WCAG 2.1 AA is the standard. Here’s what matters most for WooCommerce stores:

1. Alt Text for Every Image

Product images need descriptive alt text. The alt attribute should describe what’s in the image — not “product image” or “image-001.” A product named “Men’s Oxford Blue Cotton Polo Shirt” should have alt text like “Men’s Oxford Blue Cotton Polo Shirt, short-sleeved, collar detail.”

WooCommerce doesn’t have a native alt text field in all themes. Many store owners leave the alt blank because the theme doesn’t expose it. This is the single most common and most fixable accessibility issue.

2. Keyboard Navigation

Every interactive element — buttons, links, form fields, filters, add-to-cart — must be reachable and operable via keyboard alone. Tab through your store. Can you add a product to cart without a mouse? Can you complete checkout using only Tab, Enter, and arrow keys?

WooCommerce themes are notoriously bad at this, especially for custom add-to-cart buttons, quantity selectors, and variation dropdowns.

3. Color Contrast

Text must have a contrast ratio of at least 4.5:1 against its background. Small text, muted labels, and placeholder text are frequent offenders. Check your product titles, prices, button text, and form labels against your background color.

4. Form Labels

Every form field needs a visible, programmatically associated label. WooCommerce’s checkout fields are usually okay, but custom field plugins and theme-added elements often drop the label and rely on placeholder text — which fails WCAG.

5. Focus Indicators

When navigating by keyboard, the focused element must have a visible indicator — usually a ring or outline. Many themes disable browser default focus styles for aesthetic reasons. This is a WCAG failure even if it looks intentional.

6. Error Identification

Form errors must be clearly described — not just “please fill out this field” but “please enter a valid email address” or “card number must be 16 digits.” WooCommerce’s native error messages are generic. Custom validation should provide specific, actionable feedback.
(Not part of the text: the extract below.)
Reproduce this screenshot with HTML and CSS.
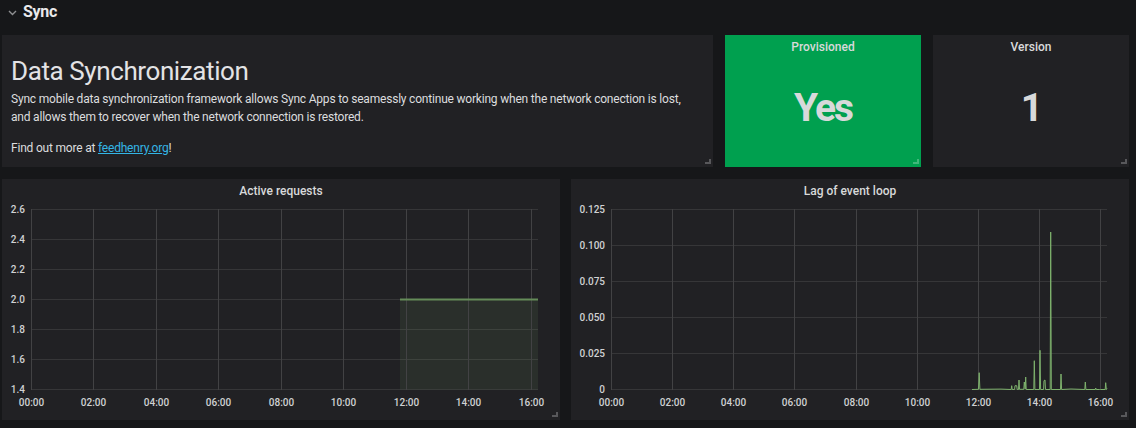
FILE: index.html
```html
<!DOCTYPE html>
<html lang="en">
<head>
<meta charset="utf-8">
<title>Sync</title>
<link rel="stylesheet" href="styles.css">
</head>
<body>
<div class="dash">
  <div class="row-header">
    <svg class="chev" width="9" height="6" viewBox="0 0 9 6"><path d="M1 1 L4.5 4.5 L8 1"/></svg>
    <span class="row-title">Sync</span>
  </div>

  <div class="row row-top">
    <section class="panel text-panel">
      <h1>Data Synchronization</h1>
      <p>Sync mobile data synchronization framework allows Sync Apps to seamessly continue working when the network conection is lost,<br>and allows them to recover when the network connection is restored.</p>
      <p>Find out more at <a href="#">feedhenry.org</a>!</p>
    </section>
    <section class="panel stat stat-green">
      <div class="panel-title">Provisioned</div>
      <div class="stat-value">Yes</div>
    </section>
    <section class="panel stat">
      <div class="panel-title">Version</div>
      <div class="stat-value">1</div>
    </section>
  </div>

  <div class="row row-bottom">
    <section class="panel graph">
      <div class="panel-title">Active requests</div>
      <svg class="chart" width="558" height="217" viewBox="0 0 558 217">
        <g class="hgrid">
          <line x1="29" x2="536" y1="6.5" y2="6.5"/>
          <line x1="29" x2="536" y1="36.5" y2="36.5"/>
          <line x1="29" x2="536" y1="66.5" y2="66.5"/>
          <line x1="29" x2="536" y1="96.5" y2="96.5"/>
          <line x1="29" x2="536" y1="126.5" y2="126.5"/>
          <line x1="29" x2="536" y1="156.5" y2="156.5"/>
          <line x1="29" x2="536" y1="186.5" y2="186.5"/>
        </g>
        <rect class="area" x="398" y="96.5" width="138" height="90"/>
        <g class="vgrid">
          <line x1="29.5" x2="29.5" y1="6" y2="187"/>
          <line x1="91.5" x2="91.5" y1="6" y2="187"/>
          <line x1="154.5" x2="154.5" y1="6" y2="187"/>
          <line x1="216.5" x2="216.5" y1="6" y2="187"/>
          <line x1="279.5" x2="279.5" y1="6" y2="187"/>
          <line x1="341.5" x2="341.5" y1="6" y2="187"/>
          <line x1="404.5" x2="404.5" y1="6" y2="187"/>
          <line x1="466.5" x2="466.5" y1="6" y2="187"/>
          <line x1="529.5" x2="529.5" y1="6" y2="187"/>
        </g>
        <line class="series-flat" x1="398" x2="536" y1="96.5" y2="96.5"/>
        <g class="ylab">
          <text x="23" y="10">2.6</text>
          <text x="23" y="40">2.4</text>
          <text x="23" y="70">2.2</text>
          <text x="23" y="100">2.0</text>
          <text x="23" y="130">1.8</text>
          <text x="23" y="160">1.6</text>
          <text x="23" y="190">1.4</text>
        </g>
        <g class="xlab">
          <text x="29.5" y="202.5">00:00</text>
          <text x="91.5" y="202.5">02:00</text>
          <text x="154.5" y="202.5">04:00</text>
          <text x="216.5" y="202.5">06:00</text>
          <text x="279.5" y="202.5">08:00</text>
          <text x="341.5" y="202.5">10:00</text>
          <text x="404.5" y="202.5">12:00</text>
          <text x="466.5" y="202.5">14:00</text>
          <text x="529.5" y="202.5">16:00</text>
        </g>
      </svg>
    </section>

    <section class="panel graph">
      <div class="panel-title">Lag of event loop</div>
      <svg class="chart" width="558" height="217" viewBox="0 0 558 217">
        <g class="hgrid">
          <line x1="40" x2="536" y1="6.5" y2="6.5"/>
          <line x1="40" x2="536" y1="42.5" y2="42.5"/>
          <line x1="40" x2="536" y1="78.5" y2="78.5"/>
          <line x1="40" x2="536" y1="114.5" y2="114.5"/>
          <line x1="40" x2="536" y1="150.5" y2="150.5"/>
          <line x1="40" x2="536" y1="186.5" y2="186.5"/>
        </g>
        <g class="vgrid">
          <line x1="40.5" x2="40.5" y1="6" y2="187"/>
          <line x1="101.5" x2="101.5" y1="6" y2="187"/>
          <line x1="162.5" x2="162.5" y1="6" y2="187"/>
          <line x1="223.5" x2="223.5" y1="6" y2="187"/>
          <line x1="285.5" x2="285.5" y1="6" y2="187"/>
          <line x1="346.5" x2="346.5" y1="6" y2="187"/>
          <line x1="407.5" x2="407.5" y1="6" y2="187"/>
          <line x1="468.5" x2="468.5" y1="6" y2="187"/>
          <line x1="529.5" x2="529.5" y1="6" y2="187"/>
        </g>
        <polyline class="series" points="401,186.5 407.5,186.3 408.2,169.7 408.9,186.3 430,186.1 440.2,186.5 440.7,182.7 441.2,186.5 443.6,186.5 444,182.7 445.7,182.7 446.2,186.5 447.5,186.5 448,177 448.5,186.3 452.8,186.3 453.3,179 454.2,186 454.7,174 455.2,186.5 462.8,186.5 463.3,157.7 463.9,186.5 468.5,186.5 469,147.3 469.6,186.5 472.6,186.5 473,177.7 474,177 474.5,186.5 479.2,186.5 479.7,29 480.3,186.5 489.5,186.5 490,171 490.6,186.5 500,186 513.8,186.5 514.3,179 514.9,186.5 524.3,186.5 524.7,185 525.2,186.5 528.6,186.5 529,186 529.5,186.5 534.2,186.5 534.7,179.7 535.3,186.5 536,185.5"/>
        <g class="ylab">
          <text x="34" y="10">0.125</text>
          <text x="34" y="46">0.100</text>
          <text x="34" y="82">0.075</text>
          <text x="34" y="118">0.050</text>
          <text x="34" y="154">0.025</text>
          <text x="34" y="190">0</text>
        </g>
        <g class="xlab">
          <text x="40.5" y="202.5">00:00</text>
          <text x="101.5" y="202.5">02:00</text>
          <text x="162.5" y="202.5">04:00</text>
          <text x="223.5" y="202.5">06:00</text>
          <text x="285.5" y="202.5">08:00</text>
          <text x="346.5" y="202.5">10:00</text>
          <text x="407.5" y="202.5">12:00</text>
          <text x="468.5" y="202.5">14:00</text>
          <text x="529.5" y="202.5">16:00</text>
        </g>
      </svg>
    </section>
  </div>
</div>
</body>
</html>
```

FILE: styles.css
```css
html, body {
  margin: 0;
  background: #161719;
}

body {
  font-family: Roboto, "Liberation Sans", Arial, sans-serif;
  color: #d8d9da;
}

.dash {
  padding: 0 7px 8px 2px;
}

.row-header {
  height: 22px;
  display: flex;
  align-items: center;
  gap: 6px;
  padding-left: 6px;
}

.chev {
  display: block;
  margin-top: 4px;
}

.chev path {
  fill: none;
  stroke: #8e8f91;
  stroke-width: 1.4;
}

.row-title {
  font-size: 16px;
  font-weight: 700;
  color: #e9e9eb;
  letter-spacing: -0.3px;
}

.row {
  display: grid;
}

.row-top {
  margin-top: 13px;
  grid-template-columns: 711px 196px 196px;
  grid-template-rows: 132px;
  column-gap: 12px;
}

.row-bottom {
  margin-top: 12px;
  grid-template-columns: 558px 558px;
  grid-template-rows: 241px;
  column-gap: 11px;
}

.panel {
  position: relative;
  background: #212124;
  min-width: 0;
  overflow: hidden;
}

.panel::after {
  content: "";
  position: absolute;
  right: 2px;
  bottom: 3px;
  width: 4px;
  height: 3px;
  border-right: 2px solid rgba(255, 255, 255, 0.25);
  border-bottom: 2px solid rgba(255, 255, 255, 0.25);
}

.text-panel {
  padding: 21px 9px 0;
}

.text-panel h1 {
  margin: 0;
  font-size: 26px;
  font-weight: 400;
  line-height: 30px;
  letter-spacing: -0.4px;
  color: #e3e3e5;
  white-space: nowrap;
}

.text-panel p {
  margin: 5px 0 0;
  font-size: 12px;
  line-height: 17.5px;
  letter-spacing: -0.2px;
  white-space: nowrap;
  color: #dcdddf;
}

.text-panel p + p {
  margin-top: 14px;
}

.text-panel a {
  color: #33b5e5;
  text-decoration: underline;
}

.panel-title {
  height: 24px;
  line-height: 24px;
  text-align: center;
  font-size: 12px;
  font-weight: 500;
  color: #d8d9da;
}

.stat {
  display: flex;
  flex-direction: column;
}

.stat-green {
  background: #00a04f;
}

.stat-value {
  flex: 1;
  display: flex;
  align-items: center;
  justify-content: center;
  padding-bottom: 10px;
  font-size: 39px;
  font-weight: 700;
  letter-spacing: -2px;
  color: #d8d9da;
}

.graph {
  display: flex;
  flex-direction: column;
}

.chart {
  display: block;
}

.hgrid line {
  stroke: #363638;
  stroke-width: 1;
}

.vgrid line {
  stroke: #424244;
  stroke-width: 1;
}

.area {
  fill: rgba(126, 178, 109, 0.1);
}

.series-flat {
  stroke: #658c59;
  stroke-width: 2;
}

.series {
  fill: none;
  stroke: #7eb26d;
  stroke-width: 1;
  stroke-linejoin: round;
}

.ylab text,
.xlab text {
  font-family: Roboto, "Liberation Sans", Arial, sans-serif;
  font-size: 10px;
  font-weight: 500;
  fill: #d0d1d3;
}

.ylab text {
  text-anchor: end;
}

.xlab text {
  text-anchor: middle;
}
```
A “skip to content” link at the top of the page lets keyboard users jump past the navigation and header directly to the main content. Without it, every Tab press cycles through every nav item, menu, and widget before reaching the actual page content.

8. Heading Structure

Pages should have a logical heading hierarchy — one H1 per page, then H2, H3, etc. in order. Many WooCommerce pages dump all content into H2s or skip levels. This breaks screen reader navigation.

9. ARIA Landmarks

Regions like <main>, <nav>, <aside> should be marked up semantically. Screen reader users navigate by landmarks — if your theme doesn’t use them, the page structure is invisible to assistive technology.

10. Checkout Flow

The most legally significant part of your store. Checkout forms, order summaries, payment fields, and confirmation screens all need to be accessible. This is where most ADA lawsuits target e-commerce sites.

How to Fix It

You have two options: audit and fix manually, or use a plugin that handles the markup fixes automatically. Manual fixing is time-consuming, requires technical knowledge, and breaks whenever your theme updates. A purpose-built fixer plugin modifies the HTML output to meet WCAG standards — without changing your theme.

The important thing is that it happens at the code level, not the display level. Overlay widgets that claim to “fix accessibility” do not change your underlying HTML and will not protect you in court.